I hate sports in general. I cann watch a live game of my city team and get into it, but beyond that, could care less who wins or lose, I just shout for my team, because it is my city. I know none of the players, have no expectations and average 2 football games and 1 hockey game a year as a social thing, or something I take my kid brother to. But after having a brother in hockey I can say I get your wife. Rabid sports fans are like hockey parents. Scary to behold.

Chris@Knucklehead! said...

I'm with you every step of the way on this one, Sully. Glad you Chowds have seen the light (or is it dark?) on Josh Beckett. That guy's been a punk for years.

I'm kind of upset with the Yankees right now for their general lack of fire but fortunately the L.A. Kings are keeping my mind off the Bombers for another week or so.
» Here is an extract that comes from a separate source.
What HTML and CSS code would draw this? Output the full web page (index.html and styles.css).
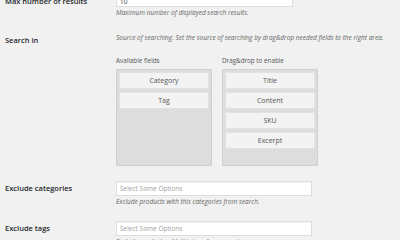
FILE: index.html
```html
<!DOCTYPE html>
<html>
<head>
<meta charset="utf-8">
<link rel="stylesheet" href="styles.css">
</head>
<body>
<div class="form">
  <div class="row first-row">
    <div class="th">Max number of results</div>
    <div class="td">
      <div class="input num">10</div>
      <p class="desc">Maximum number of displayed search results.</p>
    </div>
  </div>
  <div class="row">
    <div class="th">Search in</div>
    <div class="td">
      <p class="desc first">Source of searching. Set the source of searching by drag&amp;drop needed fields to the right area.</p>
      <div class="cols">
        <div class="col">
          <div class="col-title">Available fields</div>
          <div class="box">
            <div class="item">Category</div>
            <div class="item">Tag</div>
          </div>
        </div>
        <div class="col">
          <div class="col-title">Drag&amp;drop to enable</div>
          <div class="box">
            <div class="item">Title</div>
            <div class="item">Content</div>
            <div class="item">SKU</div>
            <div class="item">Excerpt</div>
          </div>
        </div>
      </div>
    </div>
  </div>
  <div class="row">
    <div class="th">Exclude categories</div>
    <div class="td">
      <div class="input select">Select Some Options</div>
      <p class="desc">Exclude products with this categories from search.</p>
    </div>
  </div>
  <div class="row">
    <div class="th">Exclude tags</div>
    <div class="td">
      <div class="input select">Select Some Options</div>
      <p class="desc">Exclude products with this tags from search.</p>
    </div>
  </div>
</div>
</body>
</html>
```
FILE: styles.css
```css
html, body {
  margin: 0;
  padding: 0;
  background: #f1f1f1;
  font-family: "Open Sans", "Noto Sans", sans-serif;
  color: #444;
  overflow: hidden;
}
.form {
  margin-top: -13px;
  padding-left: 5px;
}
.row {
  display: flex;
  padding: 7px 0 8px;
}
.row.first-row {
  padding-bottom: 9px;
}
.th {
  width: 111px;
  flex: none;
  font-size: 7.5px;
  font-weight: 600;
  color: #23282d;
  line-height: 15px;
}
.td {
  flex: 1;
}
.input {
  box-sizing: border-box;
  height: 15px;
  background: #fff;
  border: 1px solid #ddd;
  box-shadow: inset 0 1px 1px rgba(0,0,0,0.05);
  font-size: 6.5px;
  line-height: 13px;
  padding-left: 3px;
}
.input.num {
  width: 177px;
  height: 13px;
  line-height: 14px;
  color: #333;
}
.input.select {
  width: 196px;
  color: #a0a0a0;
}
.desc {
  margin: 1px 0 0;
  font-size: 6.5px;
  font-style: italic;
  color: #666;
  line-height: 9px;
}
.desc.first {
  margin-top: 0;
}
.cols {
  display: flex;
  gap: 10px;
  margin-top: 14px;
}
.col {
  width: 96px;
}
.col-title {
  font-size: 6.3px;
  color: #555;
  line-height: 9px;
  margin-bottom: 4px;
}
.box {
  box-sizing: border-box;
  height: 97px;
  background: #dddddd;
  border: 1px solid #d0d0d0;
  padding: 2px;
  display: flex;
  flex-direction: column;
  gap: 3px;
}
.item {
  box-sizing: border-box;
  height: 17px;
  background: #f3f3f3;
  border: 1px solid #e2e2e2;
  text-align: center;
  font-size: 7px;
  line-height: 15px;
  color: #555;
}
```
Chris@Knucklehead! said...

Totally with you on this one Sully. It's the rare woman indeed who can truly appreciate the intricacies of fan-dom. As we speak, I'm fairly upset at the lethargic way the Yankees have been playing lately. Fortunately, the L.A. Kings have provided a thrilling distraction and will hopefully be hoisting Lord Stanley's prize in a few more games. That's one parade I would NOT miss out on.

Celtics said...

I love The Celtics. MY WIFE loves them, too. But hers isn't the same sort of love, and I guess that's just the way it is. She gets it, but she doesn't get it. Men sometimes love differently than women. Great stuff!